Last month, one of the most powerful people to sit at the old-media/new-media junction, New York Times social media editor Liz Heron, told a crowd that her job probably wouldn’t exist in 5 years. Her rationale, though, was solid and hopeful, according to Nieman Journalism Lab’s account of the presentation:
That’s “not because social media will die out or fade,” Heron noted. Quite the opposite. We’re in a moment of disruption right now — social media may be slowly transforming some formerly standard newsroom practices (and formerly standard newsroom assumptions), but, for all their impact, they’re not universal. Twitter and Facebook and social news in general are still things that need to be learned — and, within the newsroom, advocated for.
But Heron’s truth goes beyond just her job, and beyond just the New York Times.
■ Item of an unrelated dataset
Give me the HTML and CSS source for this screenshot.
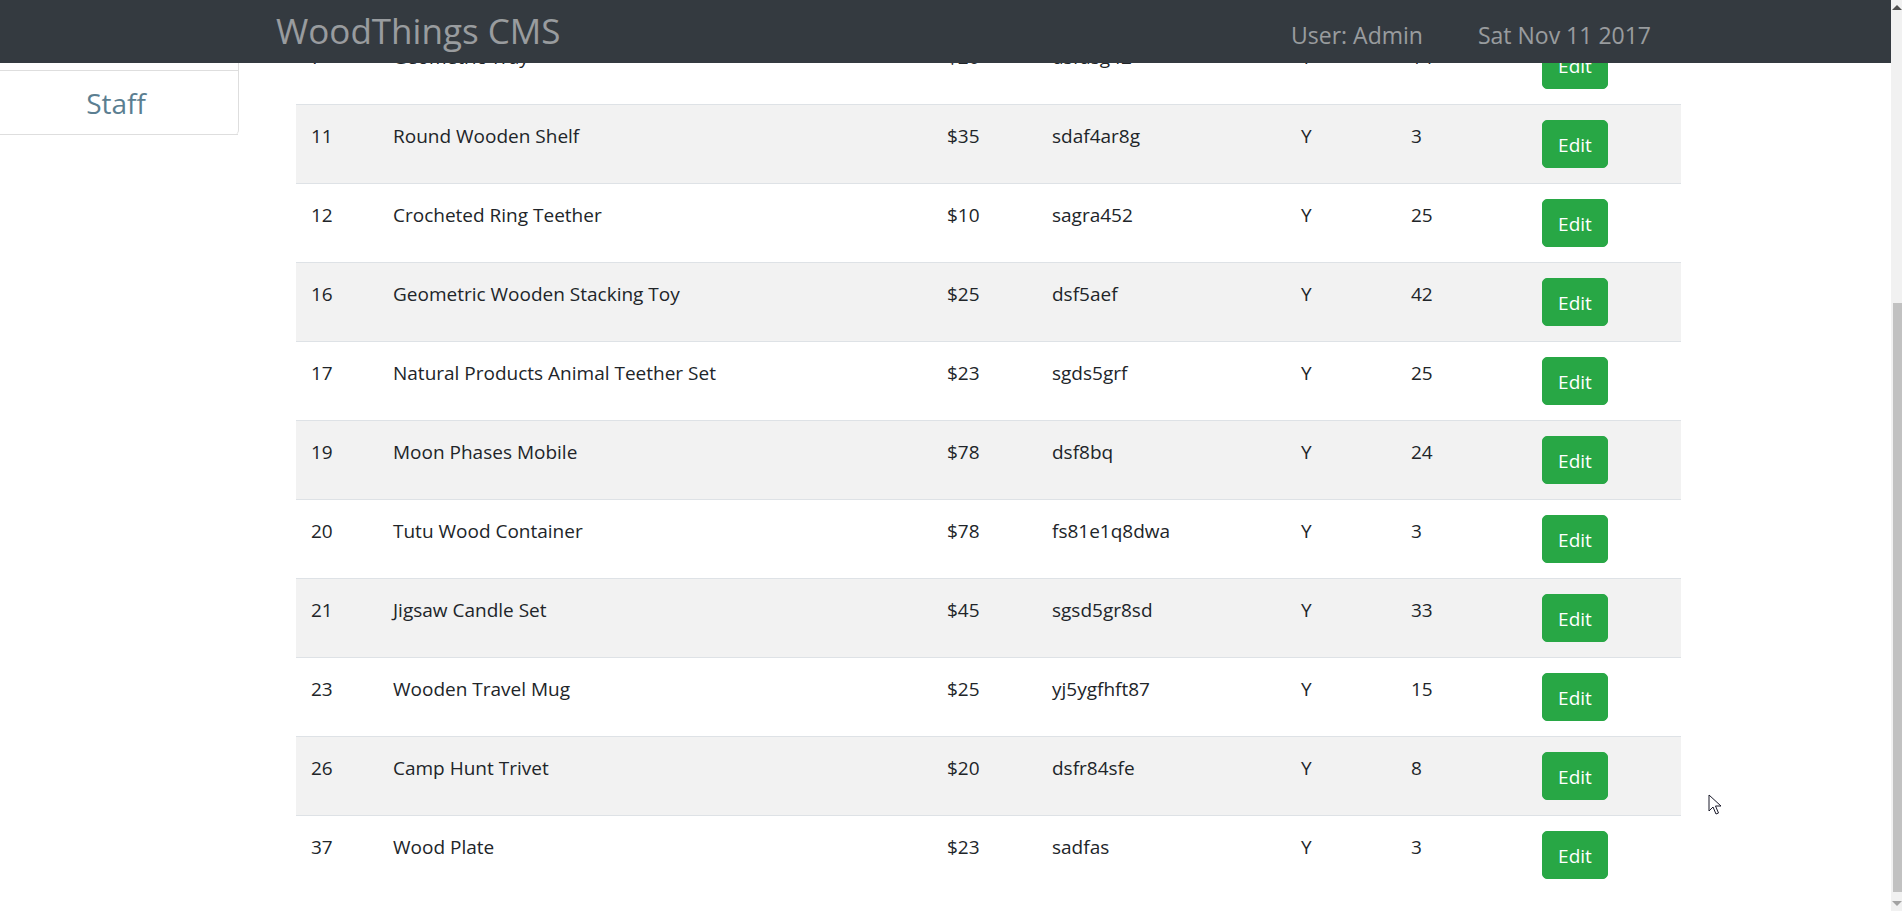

The jobs held by just about everyone in the communications world will be extinct in 5 years. It used to be that job titles said something important. If a business card said “editor,” you knew the person edited. If it said “account manager,” they managed accounts. “Reporters” reported. “Art directors” directed art. And so on.
But the last few years have destroyed the idea that titles mean anything. Writers are also producing for the web, which can include not only wordsmithing, but coding, video production and marketing (stories don’t read themselves anymore). I have colleagues that are analyzing web traffic one day and networking with advocates the next and scrutinizing creative the day after that. The phrases on their business cards are meaningless.
Of course, the explosion of new ways to communicate has created ambiguity, too, making it easy to bamboozle and creating an army of buzzword-spouting people calling themselves “ninjas” (8,000+ on LinkedIn) or “gurus” (100,000+) or less flashy but equally opaque titles. It’s easy to judge a writer: just look at their writing. But what’s the standard for successful ninja-ing?
My hope is that the ninja/guru era is over and — like Heron — we’ll get increasingly comfortable with jobs that don’t fit neatly into boxes but that do rely on definable skill sets. We need editors like Heron (now, more than ever). We need people who conduct web usability testing. We need folks who can shoot video. And we need people* with a thousand other skills. It’s my hope that that means we’re moving into an era in which we’re less interested in inventing titles and more interested in assessing actual skills. If you can describe those skills, there’s a place for you in integrated marketing no matter what your title is. Otherwise, you can do what gurus have traditional done: go sit alone on a mountaintop.